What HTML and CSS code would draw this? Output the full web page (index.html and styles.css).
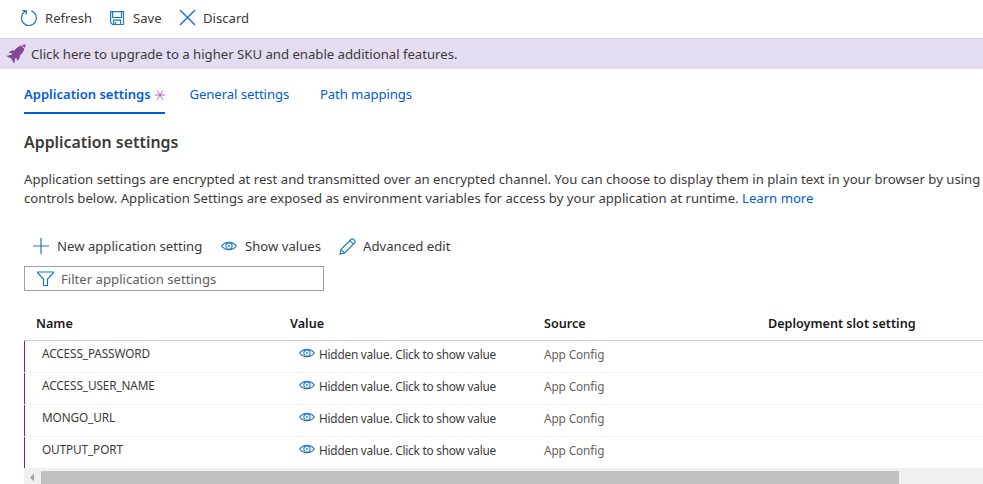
FILE: index.html
```
<!DOCTYPE html>
<html lang="en">
<head>
<meta charset="utf-8">
<title>Application settings</title>
<link rel="stylesheet" href="styles.css">
</head>
<body>
<svg width="0" height="0" class="defs">
  <symbol id="eye" viewBox="0 0 16 10"><path d="M.7 5C2.400 2.500 5 1.300 8 1.300s5.600 1.200 7.300 3.700C13.600 7.500 11 8.700 8 8.700S2.400 7.500 .7 5z" fill="none" stroke="#1f78c8" stroke-width="1.200"/><circle cx="8" cy="5" r="3.100" fill="none" stroke="#1f78c8" stroke-width="1.100"/><circle cx="8" cy="5" r=".9" fill="#1f78c8"/></symbol>
</svg>
<header class="toolbar">
  <button class="cmd refresh"><svg width="18" height="18" viewBox="0 0 18 18" fill="none" stroke="#1f78c8" stroke-width="1.200"><path d="M11.300 1.900A7.500 7.500 0 1 1 5.600 2.300M2.300 1.700h3.900v3.900"/></svg><span>Refresh</span></button>
  <button class="cmd save"><svg width="16" height="16" viewBox="0 0 16 16" fill="none" stroke="#1f78c8" stroke-width="1.200"><path d="M1.600 1.600h12.900v12.900H3.500l-1.900-1.900zM3.600 1.800v5.700h8.900V1.800M4.600 14.300v-4.200h6.900v4.200M6.500 14v-2"/></svg><span>Save</span></button>
  <button class="cmd discard"><svg width="17" height="17" viewBox="0 0 17 17" fill="none" stroke="#1f78c8" stroke-width="1.500"><path d="M1 1l15 15M16 1L1 16"/></svg><span>Discard</span></button>
</header>
<div class="banner">
  <svg width="20" height="20" viewBox="0 0 20 20" fill="#804998"><path d="M19.800.2l-1 3.900-2.900-2.900zM15.100 1.600l3.300 3.300c-.8 2.400-2.300 4.500-4.500 6.400.2 2.600-.6 4.300-2.700 5.700l-.8-3.300-1.300.8-.7 5.200-2.300-3.500-.7-1.800-1.700-.7L.2 12l5.200-1.300.8-1.300-3.500-.6C4.400 6.700 6.300 6 8.700 6.200c1.900-2.200 4-3.700 6.400-4.600z"/></svg>
  <span>Click here to upgrade to a higher SKU and enable additional features.</span>
</div>
<main>
  <nav class="tabs">
    <a class="tab active"><span>Application settings</span><svg width="10" height="10" viewBox="0 0 10 10" stroke="#a855bd" stroke-width=".9"><path d="M0 5h10M2.200.5l5.600 9M7.800.5l-5.600 9"/></svg></a>
    <a class="tab general">General settings</a>
    <a class="tab paths">Path mappings</a>
  </nav>
  <h1>Application settings</h1>
  <p class="intro"><span class="lead">Application settings are encrypted at rest and transmitted over an encrypted channel. You can choose to display them in plain text in your browser by using</span><br>controls below. Application Settings are exposed as environment variables for access by your application at runtime. <a>Learn more</a></p>
  <div class="actions">
    <button class="cmd new"><svg width="16" height="16" viewBox="0 0 16 16" stroke="#1f78c8" stroke-width="1.200"><path d="M8 0v16M0 8h16"/></svg><span>New application setting</span></button>
    <button class="cmd show"><svg width="16" height="10"><use href="#eye"/></svg><span>Show values</span></button>
    <button class="cmd edit"><svg width="17" height="17" viewBox="0 0 17 17" fill="none" stroke="#1f78c8" stroke-width="1.100"><path d="M.9 16.100l1.200-4.700L12 1.500c1.800-1.800 5.300 1.600 3.500 3.500l-9.900 9.900zM2.100 11.400l3.500 3.500M10.900 2.600l3.500 3.500"/></svg><span>Advanced edit</span></button>
  </div>
  <label class="filter"><svg width="17" height="16" viewBox="0 0 17 16" fill="none" stroke="#0f78d4" stroke-width="1.200"><path d="M.7 1h15.600v1l-5.800 6v6.500h-4V8L.7 2z"/></svg><span>Filter application settings</span></label>
  <section class="table">
    <div class="row head"><b class="first">Name</b><b>Value</b><b>Source</b><b>Deployment slot setting</b></div>
    <div class="row"><span class="name">ACCESS_PASSWORD</span><span class="value"><svg width="16" height="10"><use href="#eye"/></svg><span>Hidden value. Click to show value</span></span><span class="source">App Config</span></div>
    <div class="row"><span class="name">ACCESS_USER_NAME</span><span class="value"><svg width="16" height="10"><use href="#eye"/></svg><span>Hidden value. Click to show value</span></span><span class="source">App Config</span></div>
    <div class="row"><span class="name">MONGO_URL</span><span class="value"><svg width="16" height="10"><use href="#eye"/></svg><span>Hidden value. Click to show value</span></span><span class="source">App Config</span></div>
    <div class="row"><span class="name">OUTPUT_PORT</span><span class="value"><svg width="16" height="10"><use href="#eye"/></svg><span>Hidden value. Click to show value</span></span><span class="source">App Config</span></div>
    <div class="scrollbar"><svg width="17" height="13" viewBox="0 0 17 13"><path d="M10 2.500v8L6 6.500z" fill="#a3a3a3"/></svg><div class="thumb"></div></div>
  </section>
</main>
</body>
</html>
```
FILE: styles.css
```
* { box-sizing: border-box; }
body { margin: 0; width: 983px; height: 484px; overflow: hidden; background: #fff; color: #3b3a39; font: 13.15px/19px "Noto Sans", "Open Sans", sans-serif; white-space: nowrap; }
svg { display: block; flex: none; }
.defs { position: absolute; }
button { border: 0; padding: 0; background: none; font: inherit; color: inherit; }
.cmd { display: flex; align-items: center; }
.toolbar { display: flex; height: 39px; padding: 0 0 3px 20px; border-bottom: 1px solid #d2d0d2; }
.toolbar span { padding-top: 1px; }
.cmd.refresh { width: 89px; gap: 7px; }
.cmd.save { width: 70px; gap: 8px; }
.cmd.discard { gap: 7px; }
.banner { display: flex; align-items: center; gap: 5px; height: 30px; padding-left: 6px; background: #e6dcf1; }
main { padding-left: 24px; }
.tabs { display: flex; height: 45px; color: #015cda; }
.tab { height: 45px; padding-top: 16px; }
.tab.active { display: flex; align-items: flex-start; justify-content: space-between; width: 141px; margin-right: 24.5px; border-bottom: 2px solid #015cda; font-size: 13.05px; font-weight: 600; }
.tab.active svg { margin-top: 5px; }
.tab.general { width: 130.5px; letter-spacing: -.08px; }
.tab.paths { letter-spacing: -.1px; }
h1 { margin: 17px 0 0; font-size: 15.9px; line-height: 23px; font-weight: 600; }
.intro { margin: 16px 0 0; line-height: 19px; }
.intro a { color: #015cda; }
.actions { display: flex; height: 30px; margin-top: 23px; padding-left: 9px; }
.cmd.new { width: 188px; gap: 8px; }
.cmd.show { width: 118px; gap: 8px; }
.cmd.edit { gap: 7px; }
.filter { display: flex; align-items: center; gap: 7px; width: 300px; height: 25px; margin-top: 5px; padding-left: 12px; border: 1px solid #a19f9d; color: #605e5c; }
.filter span { padding-top: 2px; }
.table { margin-top: 14px; }
.row { display: grid; grid-template-columns: 266px 254px 224px 1fr; height: 32px; font-size: 11.8px; border-bottom: 1px solid #f3f2f1; }
.row.head { height: 36px; padding-top: 9px; font-size: 12.6px; color: #1b1a19; border-color: #c8cddb; }
.row b { font-weight: 600; }
.first { padding-left: 12px; }
.name { border-left: 1px solid #881798; padding: 3px 0 0 17px; margin-right: 12px; letter-spacing: -.12px; }
.value { display: flex; align-items: flex-start; gap: 4px; padding: 4px 0 0 9px; letter-spacing: -.21px; }
.value svg { margin-top: 3px; }
.source { padding-top: 4px; color: #666462; letter-spacing: -.1px; }
.scrollbar { display: flex; height: 16px; background: #f0f0f0; padding-top: 2px; }
.thumb { width: 858px; background: #c1c1c1; }
```
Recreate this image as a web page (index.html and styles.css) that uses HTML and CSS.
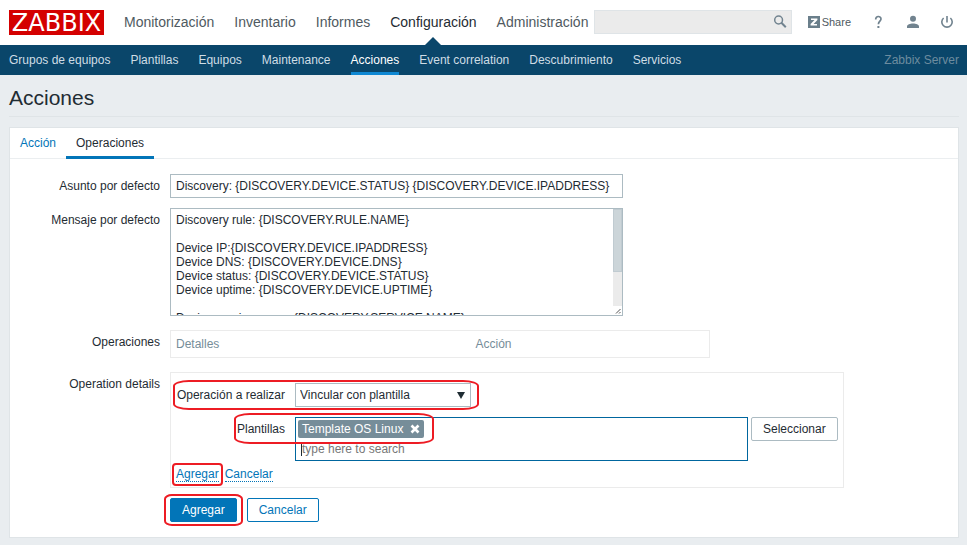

--

• Exercise task: Single out each line of the records above with the string "this" in it, and copy it.

• Written response:
What HTML and CSS code would draw this? Output the full web page (index.html and styles.css).
Recreate this image as a web page (index.html and styles.css) that uses HTML and CSS.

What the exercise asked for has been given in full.